Task statement: Quote every line below exactly and skip any picture.

────

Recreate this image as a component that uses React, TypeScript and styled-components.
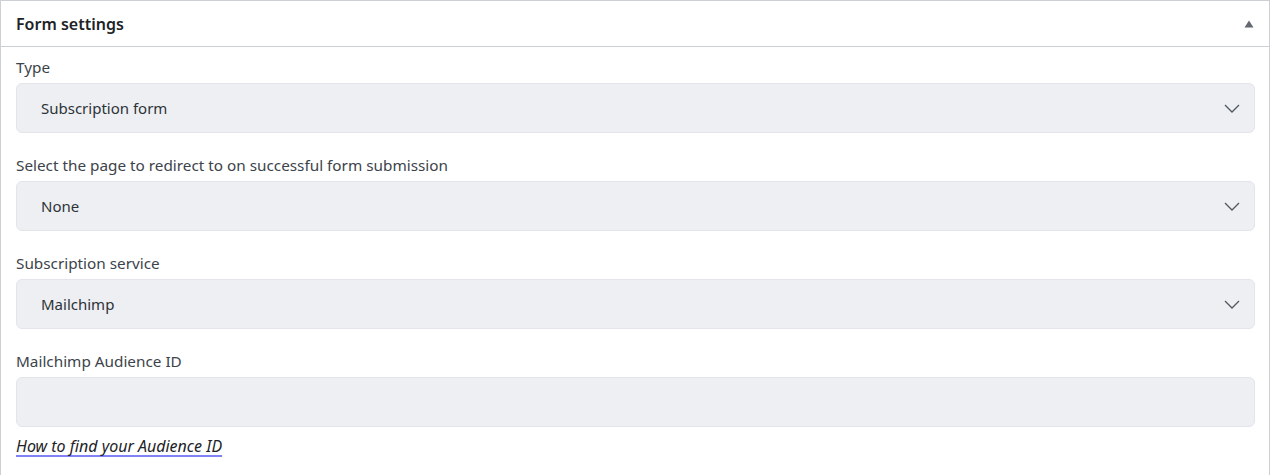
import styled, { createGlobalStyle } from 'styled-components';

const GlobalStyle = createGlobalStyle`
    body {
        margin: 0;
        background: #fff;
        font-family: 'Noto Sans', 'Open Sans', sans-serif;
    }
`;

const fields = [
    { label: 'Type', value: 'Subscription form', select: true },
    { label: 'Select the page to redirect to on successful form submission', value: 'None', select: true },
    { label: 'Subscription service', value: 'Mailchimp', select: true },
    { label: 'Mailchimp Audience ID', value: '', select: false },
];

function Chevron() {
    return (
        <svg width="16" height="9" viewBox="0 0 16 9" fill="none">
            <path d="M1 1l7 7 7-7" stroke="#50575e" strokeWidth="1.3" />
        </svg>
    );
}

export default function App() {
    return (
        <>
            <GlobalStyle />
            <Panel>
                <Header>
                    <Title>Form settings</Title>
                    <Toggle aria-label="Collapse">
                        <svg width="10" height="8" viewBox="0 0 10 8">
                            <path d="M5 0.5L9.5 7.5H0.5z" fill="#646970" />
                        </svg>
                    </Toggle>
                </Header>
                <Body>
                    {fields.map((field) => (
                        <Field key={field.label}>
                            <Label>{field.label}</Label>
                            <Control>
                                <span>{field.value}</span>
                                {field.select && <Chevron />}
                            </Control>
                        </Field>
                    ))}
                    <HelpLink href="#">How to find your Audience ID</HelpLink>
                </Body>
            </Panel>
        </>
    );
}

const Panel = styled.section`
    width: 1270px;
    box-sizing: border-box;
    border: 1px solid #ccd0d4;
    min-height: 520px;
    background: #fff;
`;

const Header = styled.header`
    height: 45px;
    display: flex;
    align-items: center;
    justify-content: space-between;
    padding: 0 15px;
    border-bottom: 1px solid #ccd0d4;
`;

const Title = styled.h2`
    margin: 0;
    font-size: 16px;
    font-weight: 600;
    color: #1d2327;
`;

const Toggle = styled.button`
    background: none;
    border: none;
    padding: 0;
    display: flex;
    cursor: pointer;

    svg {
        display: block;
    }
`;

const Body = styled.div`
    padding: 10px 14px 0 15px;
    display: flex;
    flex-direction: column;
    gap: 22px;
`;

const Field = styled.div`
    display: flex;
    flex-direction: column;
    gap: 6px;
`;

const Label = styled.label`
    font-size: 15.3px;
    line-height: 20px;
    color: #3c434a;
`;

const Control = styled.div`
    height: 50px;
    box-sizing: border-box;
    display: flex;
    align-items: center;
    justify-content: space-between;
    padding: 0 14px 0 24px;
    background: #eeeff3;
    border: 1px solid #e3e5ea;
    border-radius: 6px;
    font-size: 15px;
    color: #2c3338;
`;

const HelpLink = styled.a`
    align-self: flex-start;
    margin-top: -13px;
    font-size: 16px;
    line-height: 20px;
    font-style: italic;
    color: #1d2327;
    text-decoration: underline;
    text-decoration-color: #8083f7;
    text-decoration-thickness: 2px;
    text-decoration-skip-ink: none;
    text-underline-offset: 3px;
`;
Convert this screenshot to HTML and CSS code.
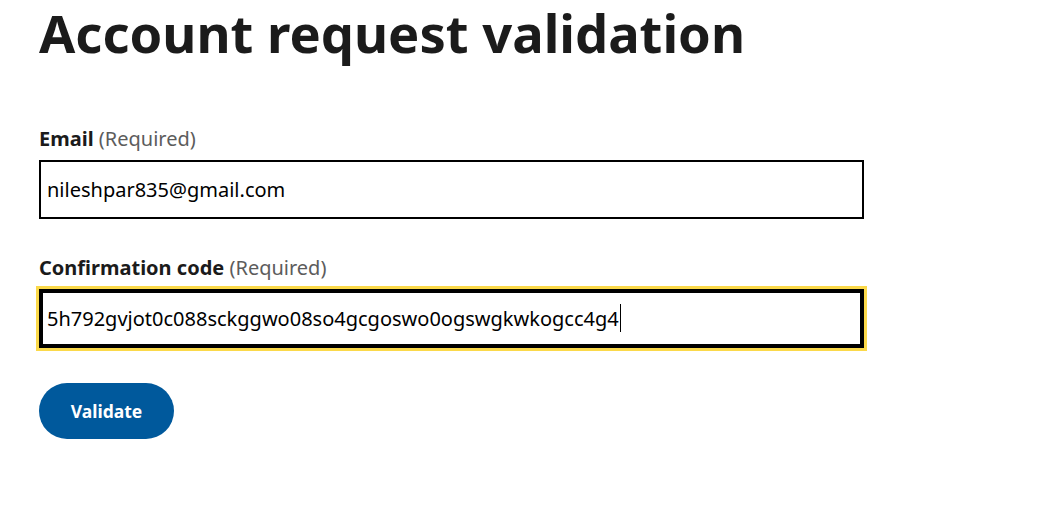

────

Answer to this exercise:
Recreate this image as a component that uses React, TypeScript and styled-components.
import styled, { createGlobalStyle } from 'styled-components';

const GlobalStyle = createGlobalStyle`
    body {
        margin: 0;
        background: #fff;
        font-family: 'Noto Sans', 'Open Sans', sans-serif;
    }
`;

const fields = [
    { label: 'Type', value: 'Subscription form', select: true },
    { label: 'Select the page to redirect to on successful form submission', value: 'None', select: true },
    { label: 'Subscription service', value: 'Mailchimp', select: true },
    { label: 'Mailchimp Audience ID', value: '', select: false },
];

function Chevron() {
    return (
        <svg width="16" height="9" viewBox="0 0 16 9" fill="none">
            <path d="M1 1l7 7 7-7" stroke="#50575e" strokeWidth="1.3" />
        </svg>
    );
}

export default function App() {
    return (
        <>
            <GlobalStyle />
            <Panel>
                <Header>
                    <Title>Form settings</Title>
                    <Toggle aria-label="Collapse">
                        <svg width="10" height="8" viewBox="0 0 10 8">
                            <path d="M5 0.5L9.5 7.5H0.5z" fill="#646970" />
                        </svg>
                    </Toggle>
                </Header>
                <Body>
                    {fields.map((field) => (
                        <Field key={field.label}>
                            <Label>{field.label}</Label>
                            <Control>
                                <span>{field.value}</span>
                                {field.select && <Chevron />}
                            </Control>
                        </Field>
                    ))}
                    <HelpLink href="#">How to find your Audience ID</HelpLink>
                </Body>
            </Panel>
        </>
    );
}

const Panel = styled.section`
    width: 1270px;
    box-sizing: border-box;
    border: 1px solid #ccd0d4;
    min-height: 520px;
    background: #fff;
`;

const Header = styled.header`
    height: 45px;
    display: flex;
    align-items: center;
    justify-content: space-between;
    padding: 0 15px;
    border-bottom: 1px solid #ccd0d4;
`;

const Title = styled.h2`
    margin: 0;
    font-size: 16px;
    font-weight: 600;
    color: #1d2327;
`;

const Toggle = styled.button`
    background: none;
    border: none;
    padding: 0;
    display: flex;
    cursor: pointer;

    svg {
        display: block;
    }
`;

const Body = styled.div`
    padding: 10px 14px 0 15px;
    display: flex;
    flex-direction: column;
    gap: 22px;
`;

const Field = styled.div`
    display: flex;
    flex-direction: column;
    gap: 6px;
`;

const Label = styled.label`
    font-size: 15.3px;
    line-height: 20px;
    color: #3c434a;
`;

const Control = styled.div`
    height: 50px;
    box-sizing: border-box;
    display: flex;
    align-items: center;
    justify-content: space-between;
    padding: 0 14px 0 24px;
    background: #eeeff3;
    border: 1px solid #e3e5ea;
    border-radius: 6px;
    font-size: 15px;
    color: #2c3338;
`;

const HelpLink = styled.a`
    align-self: flex-start;
    margin-top: -13px;
    font-size: 16px;
    line-height: 20px;
    font-style: italic;
    color: #1d2327;
    text-decoration: underline;
    text-decoration-color: #8083f7;
    text-decoration-thickness: 2px;
    text-decoration-skip-ink: none;
    text-underline-offset: 3px;
`;
Convert this screenshot to HTML and CSS code.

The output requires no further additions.